> **Data section**
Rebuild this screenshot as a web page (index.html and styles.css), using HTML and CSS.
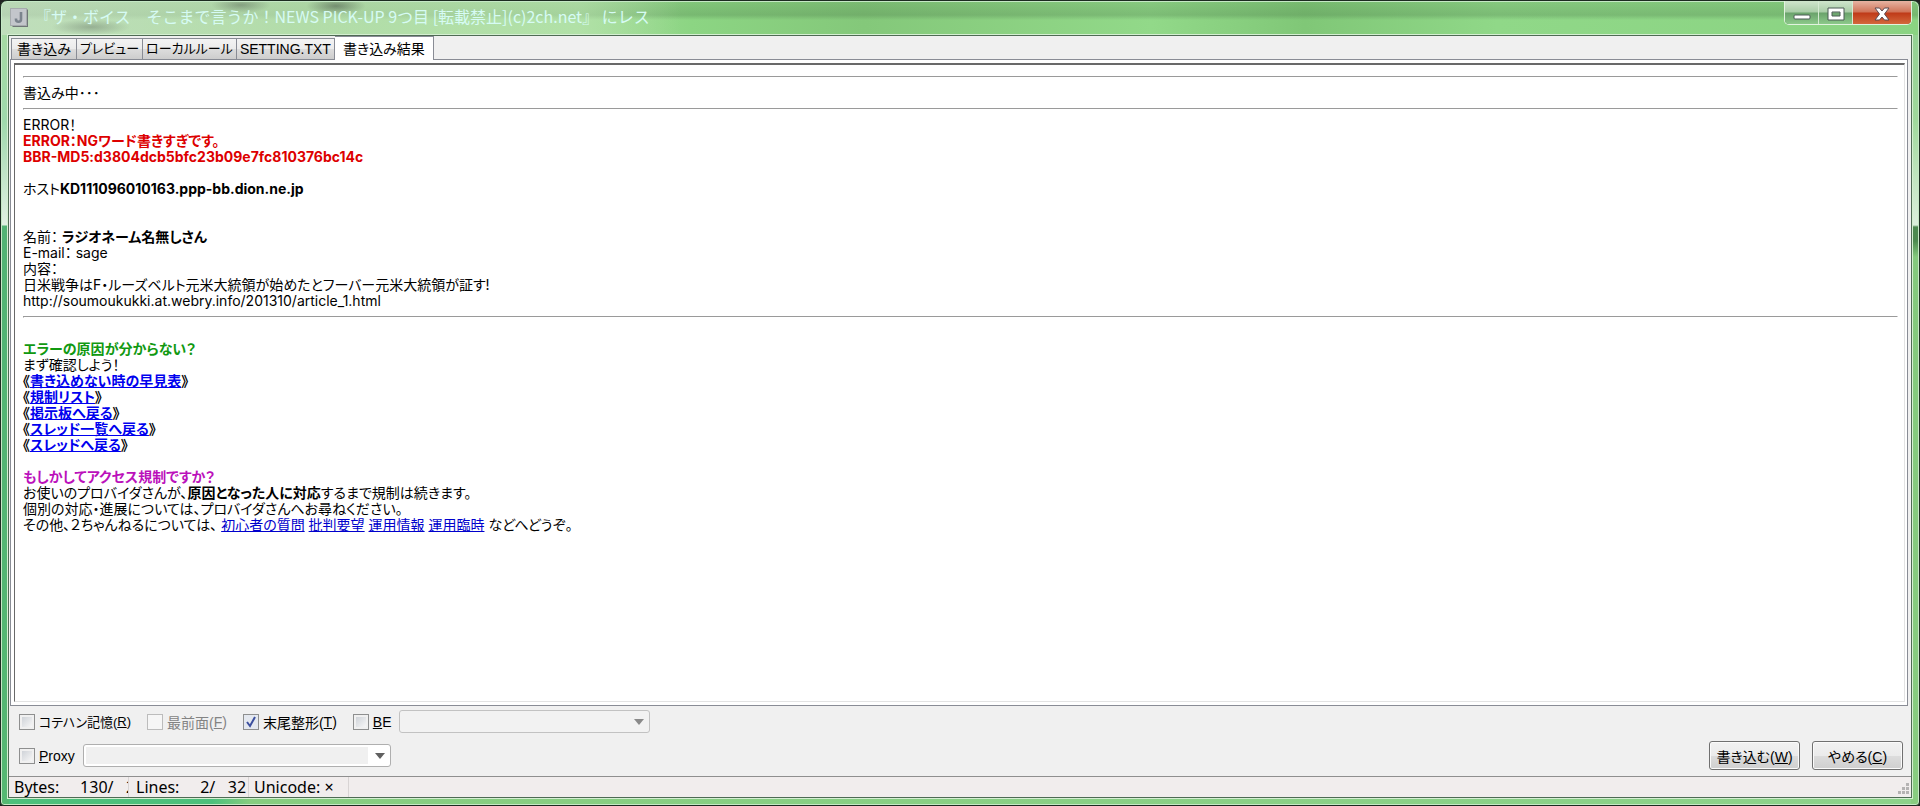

...

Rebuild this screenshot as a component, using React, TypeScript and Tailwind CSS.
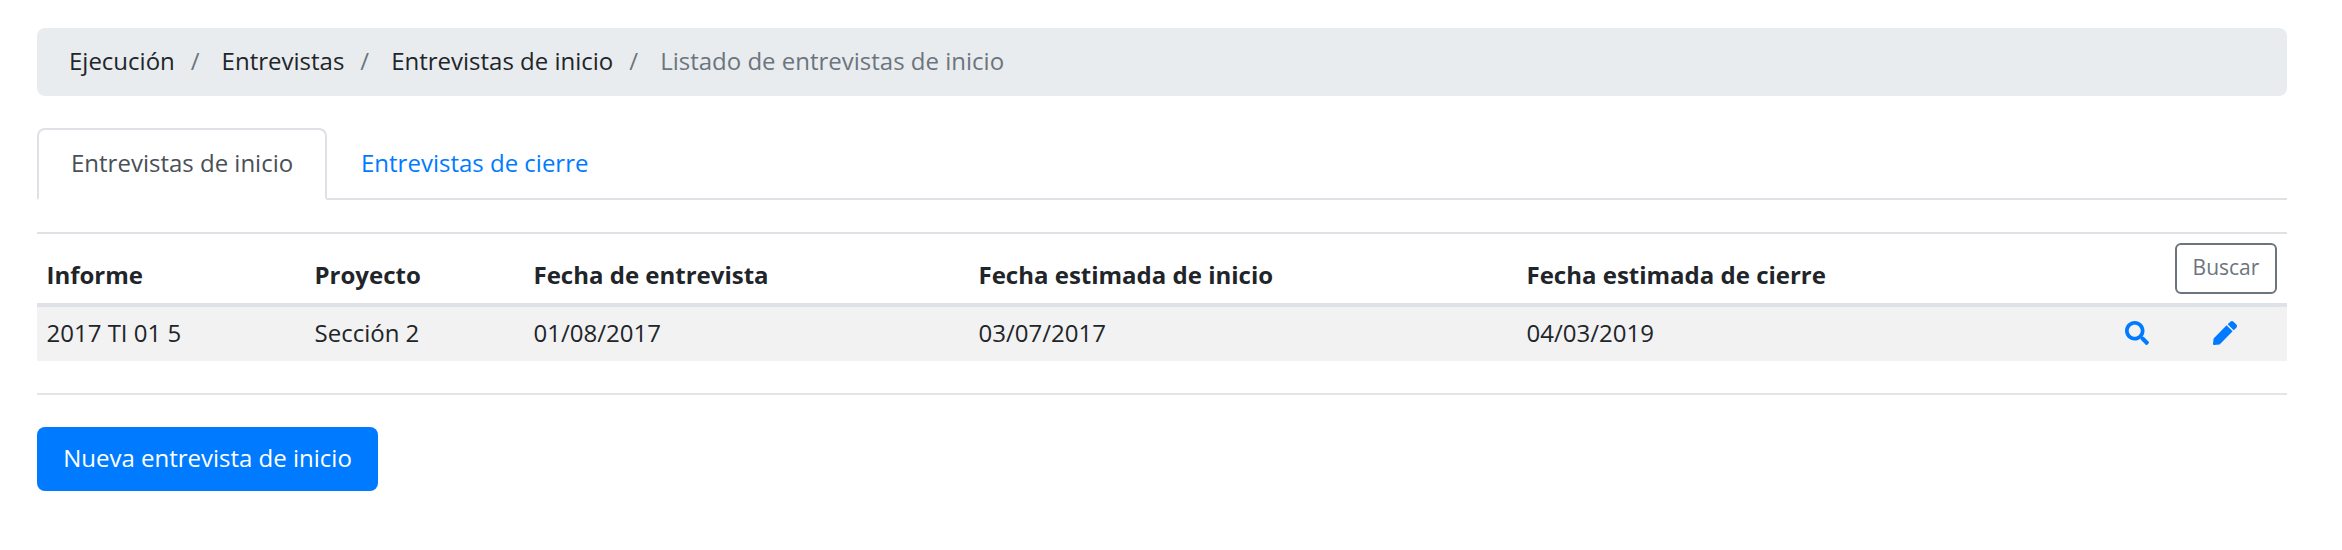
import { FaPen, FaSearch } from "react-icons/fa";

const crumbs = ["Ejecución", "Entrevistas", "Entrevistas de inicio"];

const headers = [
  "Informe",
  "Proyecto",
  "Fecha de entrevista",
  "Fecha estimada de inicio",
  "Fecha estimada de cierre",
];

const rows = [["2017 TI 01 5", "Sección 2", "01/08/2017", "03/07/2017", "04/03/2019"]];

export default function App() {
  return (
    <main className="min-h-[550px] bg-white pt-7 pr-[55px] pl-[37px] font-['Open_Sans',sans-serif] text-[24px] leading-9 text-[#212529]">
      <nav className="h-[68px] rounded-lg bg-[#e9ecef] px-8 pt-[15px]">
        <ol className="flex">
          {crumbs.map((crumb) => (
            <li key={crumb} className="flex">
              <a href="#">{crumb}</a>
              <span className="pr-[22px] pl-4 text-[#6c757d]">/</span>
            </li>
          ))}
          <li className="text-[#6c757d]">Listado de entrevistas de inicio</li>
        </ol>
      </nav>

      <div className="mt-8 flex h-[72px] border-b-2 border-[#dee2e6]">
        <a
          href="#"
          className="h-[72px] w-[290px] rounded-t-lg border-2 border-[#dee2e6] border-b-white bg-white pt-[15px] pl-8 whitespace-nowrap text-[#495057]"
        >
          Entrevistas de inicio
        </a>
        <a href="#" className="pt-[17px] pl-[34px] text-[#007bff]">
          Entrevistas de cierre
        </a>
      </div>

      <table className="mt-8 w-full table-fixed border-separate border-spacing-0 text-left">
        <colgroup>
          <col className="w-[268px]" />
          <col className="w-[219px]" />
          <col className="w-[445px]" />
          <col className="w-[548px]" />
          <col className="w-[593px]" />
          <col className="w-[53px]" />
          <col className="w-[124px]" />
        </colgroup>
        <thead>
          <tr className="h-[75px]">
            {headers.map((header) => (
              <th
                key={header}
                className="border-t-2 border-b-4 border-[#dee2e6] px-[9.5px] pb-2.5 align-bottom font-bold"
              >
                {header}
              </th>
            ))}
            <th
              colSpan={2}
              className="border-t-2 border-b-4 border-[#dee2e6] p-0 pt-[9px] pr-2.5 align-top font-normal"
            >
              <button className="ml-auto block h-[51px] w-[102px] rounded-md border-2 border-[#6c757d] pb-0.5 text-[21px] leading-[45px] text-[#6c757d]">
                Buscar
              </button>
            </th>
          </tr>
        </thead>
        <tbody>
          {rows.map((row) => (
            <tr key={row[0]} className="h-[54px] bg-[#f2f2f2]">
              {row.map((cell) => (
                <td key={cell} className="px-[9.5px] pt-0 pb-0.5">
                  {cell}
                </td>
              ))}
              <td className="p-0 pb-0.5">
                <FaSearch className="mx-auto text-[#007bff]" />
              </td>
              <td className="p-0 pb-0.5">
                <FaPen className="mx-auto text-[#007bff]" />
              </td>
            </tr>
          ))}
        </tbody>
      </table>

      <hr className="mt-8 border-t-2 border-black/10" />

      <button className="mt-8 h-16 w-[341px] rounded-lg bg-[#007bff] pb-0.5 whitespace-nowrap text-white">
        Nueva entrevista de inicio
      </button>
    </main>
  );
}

> **Written problem**
Each line that holds the word "this" is to be copied.

> **Task response**
Rebuild this screenshot as a web page (index.html and styles.css), using HTML and CSS.
Rebuild this screenshot as a component, using React, TypeScript and Tailwind CSS.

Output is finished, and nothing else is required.